Between his mission tasks, Garriott also had time to set another first, drawing on a license he obtained when he was a teenager.


STS-9 mission specialist Owen Garriott works aboard Spacelab-1 in the payload bay of space shuttle Columbia. (NASA)

"It was my good fortune to take the first amateur radio into space," said Garriott. "In my spare time only, I managed to hold up an antenna to the window and to talk to amateurs on Earth."

About 250 ham radio operators were able to connect with "W5LFL" — Garriott's call sign — becoming the first people to talk with an astronaut in orbit without the conversation being routed through NASA's flight control loops.

"When in orbit over land, I could make a CQ, which is a general call, and see who responded," Garriott said. "Among others, I was able to speak with the amateur radio club in my hometown of Enid, Oklahoma, with my mom, with Senator [Barry] Goldwater, and with King Hussein [of Jordan], who was an avid ham."

Owen Kay Garriott was born in Enid on Nov. 22, 1930. He received his Bachelor of Science in electrical engineering from the University of Oklahoma in 1953 and a Master of Science and Doctorate in electrical engineering from Stanford University in 1957 and 1960.

From 1953 to 1956, Garriott served as an electronics officer while on active duty with the U.S. Navy.

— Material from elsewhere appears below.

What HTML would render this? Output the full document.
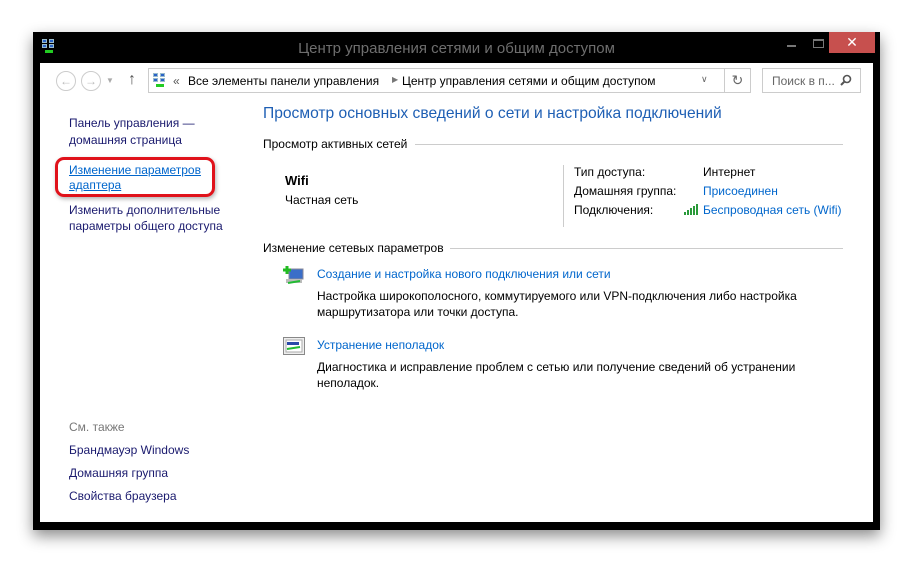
<!DOCTYPE html>
<html><head><meta charset="utf-8"><style>
*{margin:0;padding:0;box-sizing:border-box}
body{width:913px;height:563px;background:#fff;position:relative;overflow:hidden;font-family:"Liberation Sans","DejaVu Sans",sans-serif;font-size:12px;color:#000}
.win{position:absolute;left:33px;top:32px;width:847px;height:498px;background:#000;box-shadow:0 6px 14px rgba(0,0,0,.45)}
.title{position:absolute;left:0;right:0;top:8px;text-align:center;color:#6e6e6e;font-size:15px}
.client{position:absolute;left:7px;top:31px;width:833px;height:459px;background:#fff}
.a{position:absolute;white-space:nowrap}
.link{color:#0066cc}
.hdr{color:#1e5fb4;font-size:15.6px}
.nav{color:#1a1a6e}
.line{position:absolute;height:1px;background:#ccc}
.box{position:absolute;border:1px solid #ccc;background:#fff}
.netico{position:absolute;width:14px;height:14px}
.netico i{position:absolute;width:5px;height:4px;background:#2a63c8;border:1px solid #9bc}
</style></head><body>
<div class="win">
  <div class="netico" style="left:9px;top:7px">
    <i style="left:0;top:0"></i><i style="left:7px;top:0"></i><i style="left:0;top:5px"></i><i style="left:7px;top:5px"></i>
    <div style="position:absolute;left:3px;top:11px;width:8px;height:3px;background:#2c2"></div>
  </div>
  <div class="title">Центр управления сетями и общим доступом</div>
  <div class="a" style="left:754px;top:13px;width:9px;height:2px;background:#777"></div>
  <div class="a" style="left:780px;top:7px;width:11px;height:9px;border:1px solid #777;border-top-width:2px"></div>
  <div class="a" style="left:796px;top:0;width:46px;height:21px;background:#c7504e;color:#fff;text-align:center;font-size:14px;line-height:21px;font-weight:bold">✕</div>
  <div class="client">
    <div class="a" style="left:16px;top:8px;width:20px;height:20px;border:1px solid #ccc;border-radius:50%;color:#bbb;text-align:center;line-height:18px">←</div>
    <div class="a" style="left:41px;top:8px;width:20px;height:20px;border:1px solid #ccc;border-radius:50%;color:#bbb;text-align:center;line-height:18px">→</div>
    <div class="a" style="left:66px;top:13px;color:#aaa;font-size:8px">▼</div>
    <div class="a" style="left:88px;top:8px;color:#555;font-size:16px;font-weight:bold">↑</div>
    <div class="box" style="left:108px;top:5px;width:603px;height:25px"></div>
    <div class="box" style="left:684px;top:5px;width:27px;height:25px;text-align:center;color:#666;font-size:14px;line-height:22px">↻</div>
    <div class="a" style="left:661px;top:11px;color:#666;font-size:9px">∨</div>
    <div class="netico" style="left:113px;top:10px">
      <i style="left:0;top:0"></i><i style="left:7px;top:0"></i><i style="left:0;top:5px"></i><i style="left:7px;top:5px"></i>
      <div style="position:absolute;left:3px;top:11px;width:8px;height:3px;background:#2c2"></div>
    </div>
    <div class="a" style="left:133px;top:11px;color:#555">«</div>
    <div class="a" style="left:148px;top:11px">Все элементы панели управления</div>
    <div class="a" style="left:352px;top:12px;color:#777;font-size:8px">▶</div>
    <div class="a" style="left:362px;top:11px">Центр управления сетями и общим доступом</div>
    <div class="box" style="left:722px;top:5px;width:99px;height:25px"></div>
    <div class="a" style="left:732px;top:11px;color:#666">Поиск в п...</div>
    <svg class="a" style="left:800px;top:11px" width="12" height="12"><circle cx="7" cy="5" r="3.5" fill="none" stroke="#555" stroke-width="1.6"/><line x1="4.5" y1="7.5" x2="1" y2="11" stroke="#555" stroke-width="2"/></svg>

    <div class="a nav" style="left:29px;top:52px;line-height:17px">Панель управления —<br>домашняя страница</div>
    <div class="a" style="left:15px;top:94px;width:160px;height:40px;border:3px solid #e0121b;border-radius:9px;box-shadow:1px 2px 4px rgba(0,0,0,.3)"></div>
    <div class="a link" style="left:29px;top:100px;line-height:15px;text-decoration:underline">Изменение параметров<br>адаптера</div>
    <div class="a nav" style="left:29px;top:139px;line-height:16px">Изменить дополнительные<br>параметры общего доступа</div>
    <div class="a" style="left:29px;top:357px;color:#777">См. также</div>
    <div class="a nav" style="left:29px;top:380px">Брандмауэр Windows</div>
    <div class="a nav" style="left:29px;top:403px">Домашняя группа</div>
    <div class="a nav" style="left:29px;top:426px">Свойства браузера</div>

    <div class="a hdr" style="left:223px;top:42px">Просмотр основных сведений о сети и настройка подключений</div>
    <div class="a" style="left:223px;top:74px">Просмотр активных сетей</div>
    <div class="line" style="left:375px;top:81px;width:428px"></div>
    <div class="a" style="left:245px;top:110px;font-weight:bold;font-size:13px">Wifi</div>
    <div class="a" style="left:245px;top:130px">Частная сеть</div>
    <div class="a" style="left:523px;top:102px;width:1px;height:62px;background:#ccc"></div>
    <div class="a" style="left:534px;top:102px">Тип доступа:</div>
    <div class="a" style="left:663px;top:102px">Интернет</div>
    <div class="a" style="left:534px;top:121px">Домашняя группа:</div>
    <div class="a link" style="left:663px;top:121px">Присоединен</div>
    <div class="a" style="left:534px;top:140px">Подключения:</div>
    <svg class="a" style="left:644px;top:140px" width="16" height="12"><g fill="#2a9a3a"><rect x="0" y="9" width="2" height="3"/><rect x="3" y="7" width="2" height="5"/><rect x="6" y="5" width="2" height="7"/><rect x="9" y="3" width="2" height="9"/><rect x="12" y="1" width="2" height="11"/></g></svg>
    <div class="a link" style="left:663px;top:140px">Беспроводная сеть (Wifi)</div>

    <div class="a" style="left:223px;top:178px">Изменение сетевых параметров</div>
    <div class="line" style="left:410px;top:185px;width:393px"></div>

    <svg class="a" style="left:243px;top:203px" width="22" height="20">
      <rect x="6" y="3" width="14" height="10" fill="#3a6ec8" stroke="#889"/>
      <rect x="3" y="13" width="16" height="4" fill="#bbb"/>
      <line x1="5" y1="17" x2="17" y2="15" stroke="#2b3" stroke-width="2"/>
      <path d="M4 0v8M0 4h8" stroke="#2b2" stroke-width="3"/>
    </svg>
    <div class="a link" style="left:277px;top:204px">Создание и настройка нового подключения или сети</div>
    <div class="a" style="left:277px;top:225px;line-height:16px">Настройка широкополосного, коммутируемого или VPN-подключения либо настройка<br>маршрутизатора или точки доступа.</div>

    <svg class="a" style="left:243px;top:274px" width="22" height="20">
      <rect x="0.5" y="0.5" width="21" height="17" fill="#eee" stroke="#888"/>
      <rect x="3" y="3" width="16" height="12" fill="#fff" stroke="#aaa"/>
      <rect x="4" y="5" width="12" height="3" fill="#2a4aa8"/>
      <line x1="4" y1="12" x2="17" y2="10" stroke="#2b3" stroke-width="2"/>
    </svg>
    <div class="a link" style="left:277px;top:275px">Устранение неполадок</div>
    <div class="a" style="left:277px;top:296px;line-height:16px">Диагностика и исправление проблем с сетью или получение сведений об устранении<br>неполадок.</div>
  </div>
</div>
</body></html>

He then taught electronics, electromagnetic theory and ionospheric physics as an associate professor at Stanford until he was selected by NASA for its fourth group of astronauts.

Prior to flying on Skylab 3, Garriott served as a capsule communicator, or capcom, in Mission Control for the Apollo 11 first moon landing mission in July 1969.

"I was on the capcom's position while they [Neil Armstrong and Buzz Aldrin] were all sleeping for the first night on the moon. So, not a lot of work on that one, but you have to be ready, of course," said Garriott. "You have to be prepared to handle almost any emergency that might come along. So you learned a lot in that role."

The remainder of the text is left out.